Body, the storage house of emotions

Emotions trigger a chemical response in the body. In case of a particularly strong response, which we don’t have the capacity to process, this can be stored in the physical body. This is how past traumas and unprocessed feelings get stored in the body.

 

Certain areas of the body are very often related to particular feelings, such as hips and shame or guilt, heart and grief or sadness, abdomen and anger.

Posture also influences the way we feel, and the other way round. Read more about the body-mind connection and how to hack it in this article.

 

Emotional wellbeing is a result of (self)management

These 4 strategies can help us process rather than suppress our emotions. Using these tools regularly is a crucial foundation of emotional wellbeing.

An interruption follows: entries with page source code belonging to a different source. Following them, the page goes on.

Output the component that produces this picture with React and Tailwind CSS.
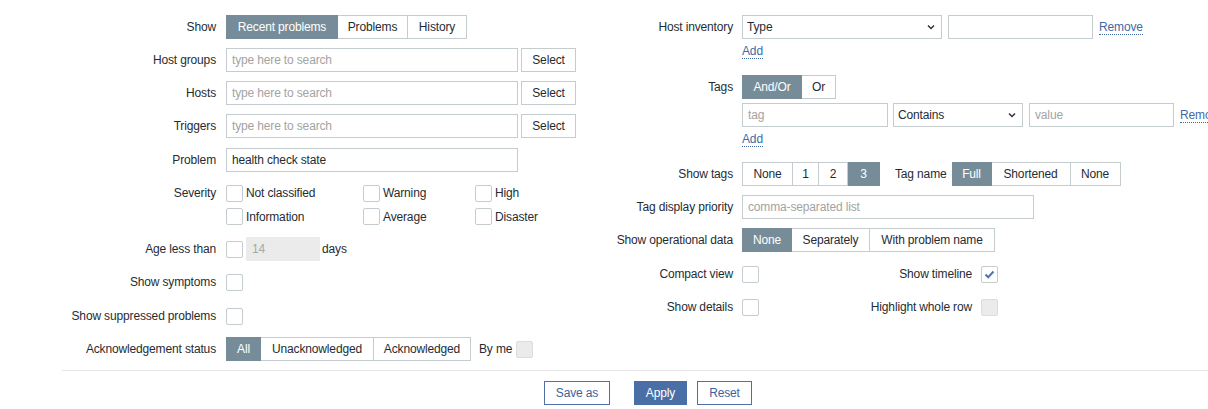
import React from "react";

const font = { fontFamily: '"Liberation Sans", Arial, sans-serif' };

function Segments({ items, active }) {
  return (
    <div className="flex h-[24px]">
      {items.map(([text, w], i) => (
        <div
          key={text + i}
          className={
            (i === active
              ? "bg-[#768d99] text-white border-[#768d99] "
              : "bg-white text-[#1f2c33] border-[#c5ccd0] ") +
            (i === 0 ? "border " : "border border-l-0 ") +
            (i === active && i !== 0 ? "border-l " : "") +
            w +
            " flex items-center justify-center h-[24px]"
          }
        >
          {text}
        </div>
      ))}
    </div>
  );
}

function Box({ checked, disabled }) {
  return (
    <div
      className={
        "w-[17px] h-[17px] border rounded-[2px] shrink-0 flex items-center justify-center " +
        (disabled ? "bg-[#ebebeb] border-[#dcdcdc]" : "bg-white border-[#c5ccd0]")
      }
    >
      {checked && (
        <svg width="11" height="9" viewBox="0 0 11 9">
          <polyline points="1.5,4.5 4.2,7.2 9.5,1.5" fill="none" stroke="#4a75b0" strokeWidth="2" />
        </svg>
      )}
    </div>
  );
}

function Input({ w, placeholder, value, disabled }) {
  return (
    <div
      className={
        w +
        " h-[24px] border px-[5px] flex items-center " +
        (disabled ? "bg-[#ebebeb] border-[#ebebeb] text-[#a8a8a8]" : "bg-white border-[#c5ccd0]")
      }
    >
      {value ? <span>{value}</span> : <span className="text-[#a3a3a3]">{placeholder}</span>}
    </div>
  );
}

function Select({ w, value }) {
  return (
    <div className={w + " h-[24px] border border-[#c5ccd0] bg-white pl-[4px] pr-[6px] flex items-center justify-between"}>
      <span>{value}</span>
      <svg width="8" height="6" viewBox="0 0 8 6">
        <polyline points="1,1.5 4,4.5 7,1.5" fill="none" stroke="#333" strokeWidth="1.5" />
      </svg>
    </div>
  );
}

function Btn({ w, children }) {
  return (
    <div className={w + " h-[24px] border border-[#c5ccd0] bg-white flex items-center justify-center"}>{children}</div>
  );
}

function Link({ children }) {
  return <span className="text-[#3f6aa6] border-b border-dotted border-[#3f6aa6] leading-[14px]">{children}</span>;
}

function Row({ label, children, lw = "w-[154px]", gap = "gap-[10px]", tall }) {
  return (
    <div className={"flex items-start " + gap}>
      <div className={lw + " shrink-0 h-[24px] flex items-center justify-end whitespace-nowrap"}>{label}</div>
      <div className={tall ? "" : "h-[24px] flex items-center"}>{children}</div>
    </div>
  );
}

export default function App() {
  const sev = [
    ["Not classified", "Warning", "High"],
    ["Information", "Average", "Disaster"],
  ];
  return (
    <div style={font} className="w-[1208px] h-[409px] bg-white text-[12px] tracking-[-0.15px] text-[#1f2c33] overflow-hidden">
      <div className="flex pt-[15px]">
        {/* left column */}
        <div className="w-[538px] ml-[62px] shrink-0 flex flex-col gap-[9px]">
          <Row label="Show">
            <Segments active={0} items={[["Recent problems", "w-[112px]"], ["Problems", "w-[70px]"], ["History", "w-[59px]"]]} />
          </Row>
          {["Host groups", "Hosts", "Triggers"].map((l) => (
            <Row key={l} label={l}>
              <div className="flex gap-[3px]">
                <Input w="w-[292px]" placeholder="type here to search" />
                <Btn w="w-[55px]">Select</Btn>
              </div>
            </Row>
          ))}
          <div className="mt-[1px]">
            <Row label="Problem">
              <Input w="w-[292px]" value="health check state" />
            </Row>
          </div>
          <Row label="Severity" tall>
            <div className="flex flex-col">
              {sev.map((r, ri) => (
                <div key={ri} className={"flex items-center " + (ri === 0 ? "h-[24px]" : "h-[23px]")}>
                  {r.map((t, ci) => (
                    <div key={t} className={"flex items-center gap-[3px] " + (ci === 0 ? "w-[137px]" : ci === 1 ? "w-[112px]" : "")}>
                      <Box />
                      <span>{t}</span>
                    </div>
                  ))}
                </div>
              ))}
            </div>
          </Row>
          <Row label="Age less than">
            <div className="flex items-center">
              <Box />
              <div className="ml-[3px]">
                <Input w="w-[74px]" value="14" disabled />
              </div>
              <span className="ml-[2px]">days</span>
            </div>
          </Row>
          <Row label="Show symptoms">
            <Box />
          </Row>
          <div className="mt-[1px]">
            <Row label="Show suppressed problems">
              <Box />
            </Row>
          </div>
          <Row label="Acknowledgement status">
            <div className="flex items-center">
              <Segments active={0} items={[["All", "w-[35px]"], ["Unacknowledged", "w-[113px]"], ["Acknowledged", "w-[97px]"]]} />
              <span className="ml-[8px]">By me</span>
              <div className="ml-[4px]">
                <Box disabled />
              </div>
            </div>
          </Row>
        </div>

        {/* right column */}
        <div className="flex flex-col shrink-0">
          <Row label="Host inventory" lw="w-[133px]" gap="gap-[9px]" tall>
            <div className="flex flex-col items-start">
              <div className="flex items-center gap-[6px] h-[24px]">
                <Select w="w-[200px]" value="Type" />
                <Input w="w-[145px]" />
                <Link>Remove</Link>
              </div>
              <div className="mt-[4px] h-[16px] flex items-center">
                <Link>Add</Link>
              </div>
            </div>
          </Row>
          <div className="mt-[16px]">
            <Row label="Tags" lw="w-[133px]" gap="gap-[9px]" tall>
              <div className="flex flex-col items-start">
                <Segments active={0} items={[["And/Or", "w-[60px]"], ["Or", "w-[34px]"]]} />
                <div className="mt-[4px] flex items-center h-[24px]">
                  <Input w="w-[146px]" placeholder="tag" />
                  <div className="ml-[5px]">
                    <Select w="w-[130px]" value="Contains" />
                  </div>
                  <div className="ml-[6px]">
                    <Input w="w-[145px]" placeholder="value" />
                  </div>
                  <span className="ml-[6px] whitespace-nowrap">
                    <Link>Remove</Link>
                  </span>
                </div>
                <div className="mt-[4px] h-[16px] flex items-center">
                  <Link>Add</Link>
                </div>
              </div>
            </Row>
          </div>
          <div className="mt-[15px] flex flex-col gap-[9px]">
            <Row label="Show tags" lw="w-[133px]" gap="gap-[9px]">
              <div className="flex items-center">
                <Segments active={3} items={[["None", "w-[51px]"], ["1", "w-[26px]"], ["2", "w-[29px]"], ["3", "w-[32px]"]]} />
                <span className="ml-[15px] mr-[5px]">Tag name</span>
                <Segments active={0} items={[["Full", "w-[40px]"], ["Shortened", "w-[79px]"], ["None", "w-[50px]"]]} />
              </div>
            </Row>
            <Row label="Tag display priority" lw="w-[133px]" gap="gap-[9px]">
              <Input w="w-[292px]" placeholder="comma-separated list" />
            </Row>
            <Row label="Show operational data" lw="w-[133px]" gap="gap-[9px]">
              <Segments active={0} items={[["None", "w-[50px]"], ["Separately", "w-[78px]"], ["With problem name", "w-[125px]"]]} />
            </Row>
            <div className="mt-[1px]">
              <Row label="Compact view" lw="w-[133px]" gap="gap-[9px]">
                <div className="flex items-center">
                  <Box />
                  <div className="w-[222px] text-right pr-[9px]">Show timeline</div>
                  <Box checked />
                </div>
              </Row>
            </div>
            <Row label="Show details" lw="w-[133px]" gap="gap-[9px]">
              <div className="flex items-center">
                <Box />
                <div className="w-[222px] text-right pr-[9px]">Highlight whole row</div>
                <Box disabled />
              </div>
            </Row>
          </div>
        </div>
      </div>

      <div className="ml-[62px] mt-[9px] border-t border-[#e6e6e6]" />

      <div className="mt-[10px] ml-[544px] flex items-center">
        <div className="w-[66px] h-[24px] border border-[#4f70a6] text-[#3c639c] flex items-center justify-center">Save as</div>
        <div className="ml-[24px] w-[53px] h-[24px] bg-[#4a6fa7] text-white flex items-center justify-center">Apply</div>
        <div className="ml-[10px] w-[55px] h-[24px] border border-[#4f70a6] text-[#3c639c] flex items-center justify-center">Reset</div>
      </div>
    </div>
  );
}
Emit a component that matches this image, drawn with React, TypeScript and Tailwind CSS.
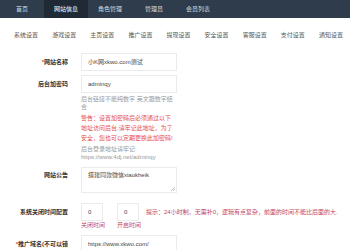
const navItems = ['首页', '网站信息', '角色管理', '管理员', '会员列表']
const tabs = ['系统设置', '游戏设置', '主页设置', '推广设置', '提现设置', '安全设置', '客服设置', '支付设置', '通知设置']

const font = { fontFamily: '"Liberation Sans", "Noto Sans CJK SC", sans-serif' }

function Label({ children, required }: { children: React.ReactNode; required?: boolean }) {
  return (
    <div className="w-[68px] shrink-0 overflow-hidden whitespace-nowrap text-right text-[6px] font-semibold text-[#333]">
      {required && <span className="text-[#e4393c]">*</span>}
      {children}
    </div>
  )
}

function Field({ value, className = '' }: { value: string; className?: string }) {
  return (
    <div className={`flex h-[18px] items-center border border-[#ebebeb] bg-white px-[6px] text-[6px] text-[#444] ${className}`}>
      {value}
    </div>
  )
}

export default function App() {
  return (
    <div className="h-[250px] w-[350px] overflow-hidden bg-white" style={font}>
      <div className="flex h-[18px] bg-[#2e3c4c] text-[6px] text-[#d5d9de]">
        {navItems.map((n, i) => (
          <div
            key={n}
            className={`flex w-[44px] items-center justify-center ${i === 1 ? 'bg-[#1f2a36] text-white' : ''}`}
          >
            {n}
          </div>
        ))}
      </div>

      <div className="flex h-[35px] items-center pl-[7px] text-[6px] text-[#555]">
        {tabs.map((t) => (
          <div key={t} className="w-[39px] text-center">
            {t}
          </div>
        ))}
      </div>

      <div className="flex flex-col">
        <div className="flex h-[18px] items-center gap-[13px]">
          <Label required>网站名称</Label>
          <Field value="小K网xkwo.com测试" className="w-[96px]" />
        </div>

        <div className="mt-[4px] flex h-[18px] items-center gap-[13px]">
          <Label>后台加密码</Label>
          <Field value="adminqy" className="w-[96px]" />
        </div>

        <div className="ml-[81px] w-[94px]">
          <p className="mt-[2px] text-[6px] leading-[8px] text-[#999]">后台链接不能纯数字 英文跟数字结合</p>
          <p className="mt-[2px] text-[6px] leading-[10px] text-[#e84c3d]">
            警告：设置加密码后必须通过以下地址访问后台,请牢记此地址，为了安全，您也可以定期更换此加密码!
          </p>
          <p className="mt-[2px] text-[6px] leading-[8px] text-[#999]">
            后台登录地址请牢记: https://www.4dj.net/adminqy
          </p>
        </div>

        <div className="mt-[6px] flex gap-[13px]">
          <div className="pt-[4px]">
            <Label>网站公告</Label>
          </div>
          <div className="relative h-[26px] w-[96px] border border-[#ebebeb] px-[6px] pt-[3px] text-[6px] text-[#444]">
            搭建同款微信xiaokheik
            <svg className="absolute bottom-[1px] right-[1px]" width="4" height="4" viewBox="0 0 4 4">
              <path d="M4 0 L0 4 M4 2 L2 4" stroke="#999" strokeWidth="0.6" />
            </svg>
          </div>
        </div>

        <div className="mt-[10px] flex h-[18px] items-center gap-[13px]">
          <Label>系统关闭时间配置</Label>
          <div className="flex items-center gap-[14px]">
            <Field value="0" className="w-[22px]" />
            <Field value="0" className="w-[22px]" />
          </div>
          <div className="-ml-[6px] whitespace-nowrap text-[6px] text-[#c0466b]">
            提示：24小时制，无需补0，逻辑有点复杂，前面的时间不能比后面的大.
          </div>
        </div>
        <div className="ml-[81px] flex gap-[12px] text-[6px] leading-[8px] text-[#c0466b]">
          <span className="w-[24px]">关闭时间</span>
          <span>开启时间</span>
        </div>

        <div className="mt-[6px] flex h-[18px] items-center gap-[13px]">
          <Label required>推广域名(不可以错</Label>
          <Field value="https://www.xkwo.com/" className="w-[96px]" />
        </div>
      </div>
    </div>
  )
}
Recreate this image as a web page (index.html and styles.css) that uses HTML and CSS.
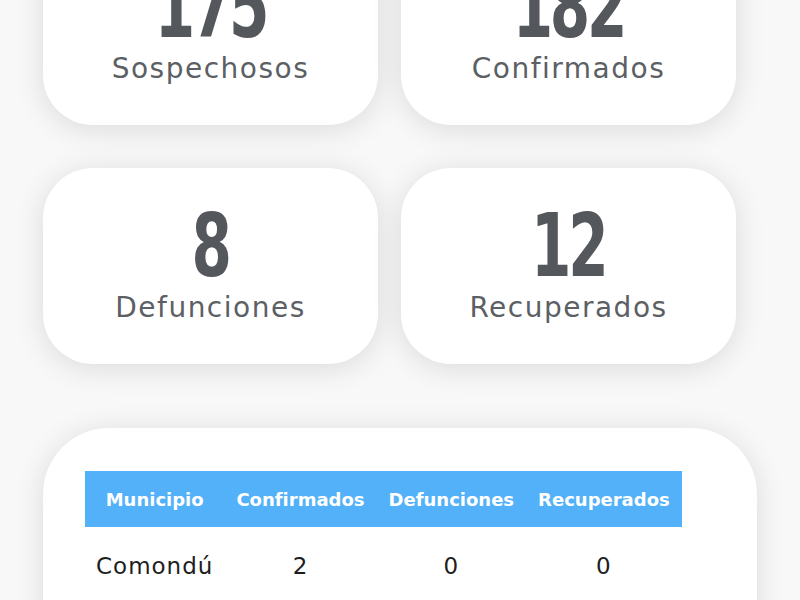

  • Awareness. The awareness of the present moment when emotion comes takes you to acknowledgment and acceptance of feelings, thoughts, and bodily sensations.
  • Distraction. In the short term, we can distract ourselves from the thoughts surrounding a situation and emotion by physical exercise, journaling, focusing on an opposite emotion, or chatting with someone who can hold the space and not catastrophize even more.
  • Observation. It pays off to train ourselves to become the observer “watching the movie on the screen”, without judging the emotion, or identifying with it.
  • Naming. Name the emotion but don’t let a story get attached to it. If an emotion comes from a strong, deeply rooted pattern, it may require professional guidance to gain clarity and be able to release the unprocessed underlying experience. 

 

 

Emotional wellbeing is a matter of awareness and choice. By understanding how our brain works, we give ourselves the space and grace to manage the response to any event that evoked an emotional response.